▶ [Problem to solve]: Only the lines from the start of the data through the line with "border-left: 2px solid" belong in the copy. Restate them word for word, minus the pictures.

▶ [Information shown]:
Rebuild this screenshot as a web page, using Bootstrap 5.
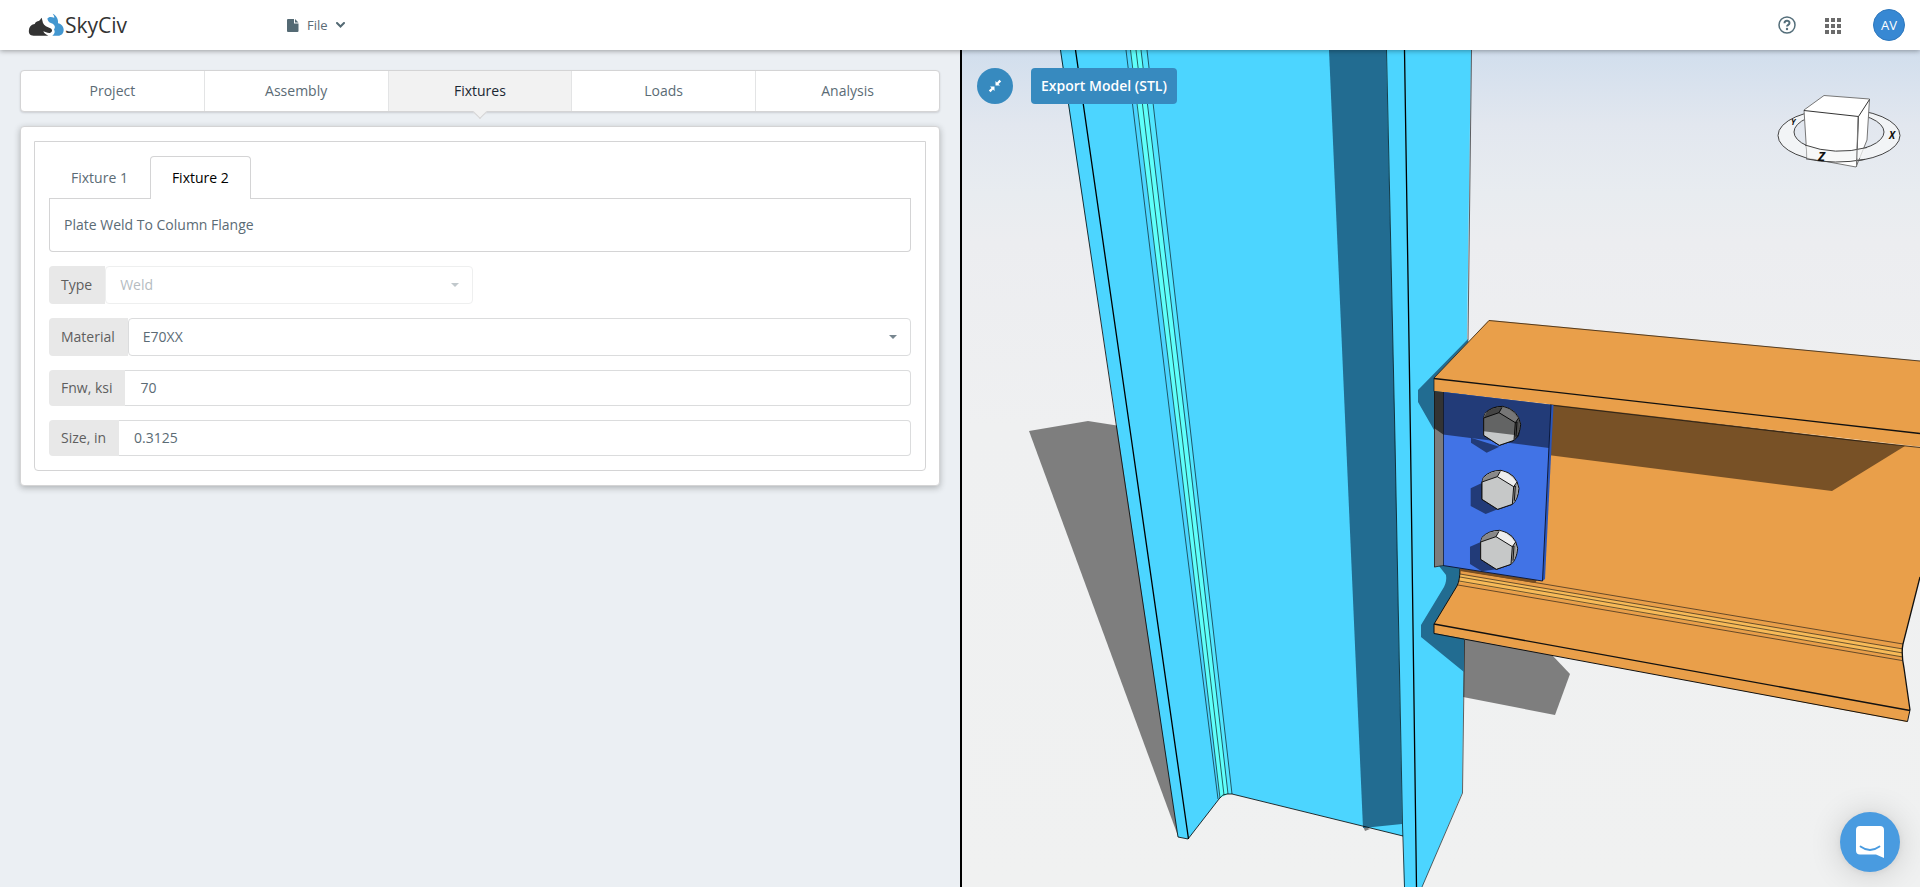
<!DOCTYPE html>
<html lang="en">
<head>
<meta charset="utf-8">
<meta name="viewport" content="width=device-width, initial-scale=1">
<title>SkyCiv Connection Design</title>
<link href="https://cdn.jsdelivr.net/npm/bootstrap@5.3.0/dist/css/bootstrap.min.css" rel="stylesheet">
<script src="https://cdn.jsdelivr.net/npm/bootstrap@5.3.0/dist/js/bootstrap.bundle.min.js" defer></script>
<style>
  :root { --ink: #5b6b75; --line: #d4d4d5; }
  body { font-family: "Open Sans", "Noto Sans", sans-serif; font-size: 14px; line-height: 20px; color: var(--ink); background: #ebeff3; }
  .topbar { height: 50px; box-shadow: 0 1px 5px rgba(0,0,0,.35); z-index: 5; padding: 0 15px 0 28px; }
  .brand-name { font-size: 21px; line-height: 24px; color: #333; }
  .file-menu { font-size: 13px; margin-left: 160px; color: var(--ink); }
  .avatar { width: 32px; height: 32px; font-size: 13px; color: #fff; background: #3788d3; border: 1px solid #2f78bd; }
  .apps-btn { margin: 0 32px 0 29px; }

  .editor-pane { flex: 0 0 50%; padding: 20px; }
  .viewer-pane { border-left: 2px solid #000; background: linear-gradient(#d1deed 0, #e2e7ef 9%, #e8ecf0 17%, #ecedf0 23%, #eff0f1 45%, #f0f1f1 100%); }

  .steps { height: 42px; border: 1px solid var(--line); border-radius: 4px; box-shadow: 0 1px 2px rgba(34,36,38,.15); background: #fff; margin-bottom: 14px; }
  .step-btn { border: 0; border-right: 1px solid #e3e4e5; background: none; color: var(--ink); font-weight: 500; position: relative; }
  .step-btn:last-child { border-right: 0; }
  .step-btn.active { background: #f2f2f2; color: #1b2733; }
  .step-btn.active::after { content: ""; position: absolute; left: 50%; bottom: -6px; width: 10px; height: 10px; margin-left: -5px; background: #f2f2f2; border: solid var(--line); border-width: 0 1px 1px 0; transform: rotate(45deg); }

  .panel { background: #fff; border: 1px solid var(--line); border-radius: 4px; box-shadow: 0 2px 6px rgba(34,36,38,.3); padding: 14px 13px; }
  .fixture-box { border: 1px solid var(--line); border-radius: 0 0 4px 4px; padding: 14px; }
  .fixture-tabs .nav-link { padding: 11px 21px; color: var(--ink); font-weight: 500; border: 1px solid transparent; border-bottom: 0; border-radius: 4px 4px 0 0; margin-bottom: -1px; }
  .fixture-tabs .nav-link.active { color: #000; background: #fff; border-color: var(--line); position: relative; }
  .fixture-tabs { border-bottom: 1px solid var(--line); }
  .fixture-name { border: 1px solid var(--line); border-top: 0; border-radius: 0 0 4px 4px; padding: 16px 14px; }
  .field-row { margin-top: 14px; height: 38px; }
  .field-row.short { height: 36px; }
  .field-tag { background: #e8e8e8; color: #5e5e5e; font-weight: 500; padding: 0 13px 0 12px; border-radius: 4px 0 0 4px; display: flex; align-items: center; }
  .field-row .form-control, .field-row .form-select { font-size: 14px; line-height: 20px; color: var(--ink); border: 1px solid #dbdcdd; padding: 0 14px; box-shadow: none; height: 100%; }
  .field-row .form-control { border-left: 0; border-radius: 0 4px 4px 0; padding-left: 15px; padding-bottom: 1px; }
  .field-row .form-select { border-radius: 4px; background: #fff url("data:image/svg+xml,%3Csvg xmlns='http://www.w3.org/2000/svg' viewBox='0 0 8 4'%3E%3Cpath d='M0 0h8L4 4z' fill='%2377868f'/%3E%3C/svg%3E") no-repeat right 13px center / 8px 4px; }
  .field-row .form-select:disabled { opacity: .45; }
  .type-row { width: 424px; max-width: 100%; }

  .viewer-tools { top: 18px; left: 15px; gap: 18px; }
  .tool-round { width: 36px; height: 36px; background: #378abf; border: 0; }
  .export-btn { height: 36px; padding: 0 10px; font-size: 14px; font-weight: 600; color: #fff; background: #378abf; border-radius: 4px; border: 0; line-height: 20px; }
  .gizmo { top: 40px; right: 18px; }
  .chat-btn { right: 20px; bottom: 15px; width: 60px; height: 60px; background: #499be0; border: 0; box-shadow: 0 1px 6px rgba(0,0,0,.06), 0 2px 32px rgba(0,0,0,.16); }
  .axis { font-family: "Open Sans", sans-serif; font-weight: 700; font-style: italic; fill: #111; }
</style>
</head>
<body class="vh-100 d-flex flex-column overflow-hidden">

<header class="topbar bg-white d-flex align-items-center position-relative flex-shrink-0">
  <a href="#" class="d-flex align-items-center text-decoration-none" aria-label="SkyCiv home">
    <svg width="37" height="24" viewBox="84 36 111 72" aria-hidden="true">
      <path fill="#333" d="M101 104C89 104 85 95 87 86C88 76 96 70 104 69C107 62 112 61 116 60C120 58 121 54 125 50L129 66C132 74 142 78 151 82C159 86 157 94 150 96C142 97 136 92 130 91C132 97 138 101 145 104Z"/>
      <path fill="#4397d0" d="M142 53C146 46 154 47 163 50C163 46 161 42 158 38C168 42 176 54 174 67C184 69 191 77 191 86C191 97 184 104 174 104L157 104C164 99 166 93 162 85C167 80 165 72 158 68C150 66 144 62 142 53Z"/>
    </svg>
    <span class="brand-name">SkyCiv</span>
  </a>
  <button type="button" class="file-menu btn border-0 p-0 d-flex align-items-center lh-1">
    <svg width="12" height="13" viewBox="0 0 12 13" class="me-2 flex-shrink-0" aria-hidden="true"><path fill="#546a74" d="M1 0h6v4.500h4.500V12q0 1-1 1H1q-1 0-1-1V1q0-1 1-1zM8 0l3.500 3.500H8z"/></svg>
    File
    <svg width="9" height="6" viewBox="0 0 9 6" class="ms-2" aria-hidden="true"><path d="M1 1l3.500 3.500L8 1" fill="none" stroke="#546a74" stroke-width="2" stroke-linecap="round"/></svg>
  </button>
  <div class="ms-auto d-flex align-items-center">
    <button type="button" class="btn border-0 p-0 lh-1" aria-label="Help">
      <svg width="18" height="18" viewBox="0 0 18 18" aria-hidden="true"><circle cx="9" cy="9" r="8" fill="none" stroke="#546e7a" stroke-width="1.500"/><path d="M6.500 7.200c0-3.200 5-3.200 5-.2 0 1.900-2.500 1.700-2.500 3.600" fill="none" stroke="#546e7a" stroke-width="2"/><circle cx="9" cy="13" r="1.200" fill="#546e7a"/></svg>
    </button>
    <button type="button" class="apps-btn btn border-0 p-0 lh-1" aria-label="Apps">
      <svg width="16" height="16" viewBox="0 0 16 16" aria-hidden="true"><path fill="#6b6b6b" d="M0 0h4v4H0zM6 0h4v4H6zM12 0h4v4h-4zM0 6h4v4H0zM6 6h4v4H6zM12 6h4v4h-4zM0 12h4v4H0zM6 12h4v4H6zM12 12h4v4h-4z"/></svg>
    </button>
    <button type="button" class="avatar rounded-circle p-0 d-flex align-items-center justify-content-center">AV</button>
  </div>
</header>

<main class="d-flex flex-grow-1 overflow-hidden">
  <section class="editor-pane overflow-auto">
    <nav class="steps d-flex" aria-label="Design steps">
      <button type="button" class="step-btn w-100">Project</button>
      <button type="button" class="step-btn w-100">Assembly</button>
      <button type="button" class="step-btn w-100 active" aria-current="step">Fixtures</button>
      <button type="button" class="step-btn w-100">Loads</button>
      <button type="button" class="step-btn w-100">Analysis</button>
    </nav>

    <div class="panel">
      <form class="fixture-box">
        <ul class="fixture-tabs nav">
          <li class="nav-item"><a class="nav-link" href="#">Fixture 1</a></li>
          <li class="nav-item"><a class="nav-link active" href="#" aria-current="page">Fixture 2</a></li>
        </ul>
        <div class="fixture-name">Plate Weld To Column Flange</div>

        <div class="field-row type-row d-flex">
          <label class="field-tag" for="fType">Type</label>
          <select class="form-select" id="fType" disabled><option>Weld</option></select>
        </div>
        <div class="field-row d-flex">
          <label class="field-tag" for="fMaterial">Material</label>
          <select class="form-select" id="fMaterial"><option>E70XX</option></select>
        </div>
        <div class="field-row short d-flex">
          <label class="field-tag text-nowrap" for="fFnw">Fnw, ksi</label>
          <input class="form-control" id="fFnw" type="text" value="70">
        </div>
        <div class="field-row short d-flex">
          <label class="field-tag text-nowrap" for="fSize">Size, in</label>
          <input class="form-control" id="fSize" type="text" value="0.3125">
        </div>
      </form>
    </div>
  </section>

  <section class="viewer-pane flex-grow-1 position-relative overflow-hidden">
    <!-- 3D model: column, beam, shear plate and bolts -->
    <svg class="position-absolute top-0 start-0 w-100 h-100" viewBox="962 50 958 837" preserveAspectRatio="xMinYMin slice" aria-label="3D connection model" role="img">
      <defs>
        <g id="boltHead">
          <path fill="#bbb" stroke="#111" stroke-width="3" d="M246 366L250 352Q270 331 303 331Q350 340 357 385Q354 420 337 433L293 448L246 418Z"/>
          <path fill="#eee" d="M300 333Q330 336 350 368L341 380L292 350Z"/>
          <path fill="#888" d="M250 354Q268 335 300 333L292 350L246 366Z"/>
          <path fill="#999" d="M350 370Q358 390 346 420L337 433L341 380Z"/>
          <path fill="#c6c8c8" stroke="#111" stroke-width="3" d="M246 366L292 350L341 380L337 433L293 448L246 418Z"/>
          <path fill="none" stroke="#111" stroke-width="3" d="M292 350L301 334M341 380L351 366M341 380L346 378L343 422"/>
        </g>
      </defs>

      <g fill="#7e7e7e">
        <path d="M1029 431L1088 421L1120 426L1178 836Z"/>
        <path d="M1463 638L1552 655L1570 674L1555 715L1463 697Z"/>
        <path d="M1363 826L1370 829L1365 831Z"/>
      </g>

      <!-- column -->
      <path fill="#4cd5ff" d="M1060 50L1471 50L1467 340L1464 640L1462 793L1422 887L1404 887L1403 836L1232 794L1225 794Q1221 796 1219 799L1188 839L1178 837L1119 440Z"/>
      <path fill="#226c91" d="M1329 50L1386 50L1395 440L1402 824L1363 828L1346 440Z"/>
      <path fill="#5ffffb" d="M1130 50L1141 50L1187 440L1228 794L1220 798L1178 440Z"/>
      <path fill="#53e6ff" d="M1141 50L1147 50L1191 440L1232 794L1228 794L1187 440Z"/>
      <g fill="none" stroke="#000" stroke-width="1">
        <path stroke-opacity=".8" d="M1060.500 50L1118.500 440L1178 837L1188 839L1219 799Q1222 794 1227 794L1232 794L1403 836"/>
        <path stroke-width="1.300" d="M1075.500 50L1131.500 440L1188.500 839"/>
        <path stroke-opacity=".6" d="M1126 50L1173 440L1218 799M1130.500 50L1178 440L1220 798M1136 50L1182.500 440L1224 795M1141 50L1187.500 440L1228 794M1147 50L1191.500 440L1232 794"/>
        <path stroke-opacity=".7" d="M1386.500 50L1395 440L1402.500 825L1404.500 887"/>
        <path stroke-width="1.300" d="M1404.500 50L1410.500 440L1416.500 887"/>
        <path stroke-opacity=".6" d="M1471.500 50L1468 340M1464.500 640L1462.500 793L1422 887"/>
      </g>

      <!-- shadows cast on the column flange -->
      <g fill="#226c91">
        <path d="M1468 339L1418 390L1418 402L1434 430L1445 380L1470 350Z"/>
        <path d="M1439 566L1446 575Q1447 581 1444 587L1421 625L1421 637L1464 672L1464 636L1436 628L1460 585L1461 566Z"/>
      </g>

      <!-- beam -->
      <path fill="#e99f4a" d="M1545 405L1920 447L1920 577L1903 644Q1901 653 1904 668L1910 710L1907 722L1434 633L1434 624L1457 586Q1460 580 1460 569L1500 560Z"/>
      <path fill="#785126" d="M1550 403L1905 446L1832 491L1548 455Z"/>
      <path fill="#f7ba58" d="M1460 574L1903 649L1902 657L1459 582Z"/>
      <path fill="#e99f4a" d="M1489 320L1922 361L1922 447L1434 391L1434 378Z"/>
      <g fill="none" stroke="#111">
        <path stroke-opacity=".7" d="M1434 391.500L1434 378L1489 320.500L1920 361M1434 391.500L1850 440L1920 447.500"/>
        <path stroke-width="1.300" d="M1434 378.500L1920 433.500"/>
        <path stroke-opacity=".6" d="M1460 570L1903 644M1460 574L1903 649M1460 577L1903 653M1459 581L1903 657M1458 585L1902 660.500"/>
        <path stroke-width="1.300" d="M1434 624L1910 710.500M1920 577L1903 644Q1901 653 1904 668L1910 710"/>
        <path d="M1910 710L1907.500 721.500L1434 633.500L1434 624L1457 586Q1460 580 1460 569"/>
      </g>

      <!-- shear plate -->
      <path fill="#784d20" d="M1460 568L1537 580L1535 583L1460 571Z"/>
      <path fill="#7c7c7c" d="M1434 392L1444 392L1444 565L1434 567.500Z"/>
      <path fill="#333" d="M1434 392L1444 392L1444 435L1434 428Z"/>
      <path fill="#4173e6" d="M1443 392L1551 405L1542.500 581L1443 565.500Z"/>
      <path fill="#223b78" d="M1443 392L1553 405L1549 448L1443 434.500Z"/>
      <path fill="#2b56b9" d="M1551 405L1553.500 405L1545 579L1542.500 581Z"/>
      <path fill="none" stroke="#0c1a3c" d="M1551 405L1542.500 581L1443 565.500"/>
      <path fill="none" stroke="#111" stroke-opacity=".7" d="M1434.500 392L1434.500 567L1443 565.500M1443.500 392L1443.500 565.500"/>

      <!-- bolts, drawn at three times size -->
      <g transform="translate(1400 360) scale(.33333)">
        <path fill="#223b78" d="M244 370L212 385L212 438L257 462L293 448ZM244 545L210 560L210 612L245 634L290 628ZM213 233L213 248L260 278L298 260Z"/>
        <use href="#boltHead"/>
        <use href="#boltHead" x="-4" y="180"/>
        <use href="#boltHead" x="5" y="-192"/>
        <path fill="#000" fill-opacity=".5" d="M251 174L262 152Q285 137 308 139Q350 148 362 193L357 228L344 240L344 225L251 214Z"/>
      </g>
    </svg>

    <div class="viewer-tools position-absolute d-flex">
      <button type="button" class="tool-round rounded-circle p-0 d-flex align-items-center justify-content-center" aria-label="Collapse view">
        <svg width="14" height="14" viewBox="0 0 14 14" aria-hidden="true"><path fill="#fff" d="M7.500 2v4.500H12l-1.500-1.500L13.200 2.600 11.400.8 9 3.500zM2 7.500h4.500V12L5 10.500 2.600 13.200.8 11.400 3.500 9z"/></svg>
      </button>
      <button type="button" class="export-btn">Export Model (STL)</button>
    </div>

    <!-- orientation cube -->
    <svg class="gizmo position-absolute" width="126" height="80" viewBox="1776 90 126 80" aria-hidden="true">
      <path fill="#f2f4f6" fill-rule="evenodd" stroke="#444" d="M1778 135.500a61 26.500 0 1 0 122 0a61 26.500 0 1 0 -122 0M1794 132a45 19.500 0 1 0 90 0a45 19.500 0 1 0 -90 0"/>
      <path fill="#fff" stroke="#777" d="M1804 110L1824 95.500L1869.500 99L1867 140L1856 167L1807 158Z"/>
      <path fill="none" stroke="#333" d="M1804 110.500L1858.500 116.500L1869.500 99.500M1858.500 116.500L1856.500 167"/>
      <path fill="#f4f5f6" fill-opacity=".75" d="M1806 144.500Q1833 155 1866 147.500L1864 157Q1837 164 1807 158.500Z"/>
      <path fill="none" stroke="#444" d="M1805 145Q1835 156 1867 147.500M1806 158.800Q1835 165 1865 159.300"/>
      <path fill="none" stroke="#777" d="M1858 117L1856.500 167"/>
      <text class="axis" x="1889" y="139" font-size="10">X</text>
      <text class="axis" x="1791" y="125" font-size="8">Y</text>
      <text class="axis" x="1818" y="161" font-size="13">Z</text>
    </svg>

    <button type="button" class="chat-btn position-absolute rounded-circle p-0 d-flex align-items-center justify-content-center" aria-label="Open chat">
      <svg width="28" height="32" viewBox="0 0 28 32" aria-hidden="true"><path fill="#fff" d="M4 0h20q4 0 4 4v28l-8-3.500H4q-4 0-4-4V4q0-4 4-4z"/><path d="M4.500 20.500q9.500 7 19 0" fill="none" stroke="#499be0" stroke-width="1.800" stroke-linecap="round"/></svg>
    </button>
  </section>
</main>
</body>
</html>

▶ [Output of the exercise]:
Rebuild this screenshot as a web page, using Bootstrap 5.
<!DOCTYPE html>
<html lang="en">
<head>
<meta charset="utf-8">
<meta name="viewport" content="width=device-width, initial-scale=1">
<title>SkyCiv Connection Design</title>
<link href="https://cdn.jsdelivr.net/npm/bootstrap@5.3.0/dist/css/bootstrap.min.css" rel="stylesheet">
<script src="https://cdn.jsdelivr.net/npm/bootstrap@5.3.0/dist/js/bootstrap.bundle.min.js" defer></script>
<style>
  :root { --ink: #5b6b75; --line: #d4d4d5; }
  body { font-family: "Open Sans", "Noto Sans", sans-serif; font-size: 14px; line-height: 20px; color: var(--ink); background: #ebeff3; }
  .topbar { height: 50px; box-shadow: 0 1px 5px rgba(0,0,0,.35); z-index: 5; padding: 0 15px 0 28px; }
  .brand-name { font-size: 21px; line-height: 24px; color: #333; }
  .file-menu { font-size: 13px; margin-left: 160px; color: var(--ink); }
  .avatar { width: 32px; height: 32px; font-size: 13px; color: #fff; background: #3788d3; border: 1px solid #2f78bd; }
  .apps-btn { margin: 0 32px 0 29px; }

  .editor-pane { flex: 0 0 50%; padding: 20px; }
  .viewer-pane { border-left: 2px solid #000; background: linear-gradient(#d1deed 0, #e2e7ef 9%, #e8ecf0 17%, #ecedf0 23%, #eff0f1 45%, #f0f1f1 100%); }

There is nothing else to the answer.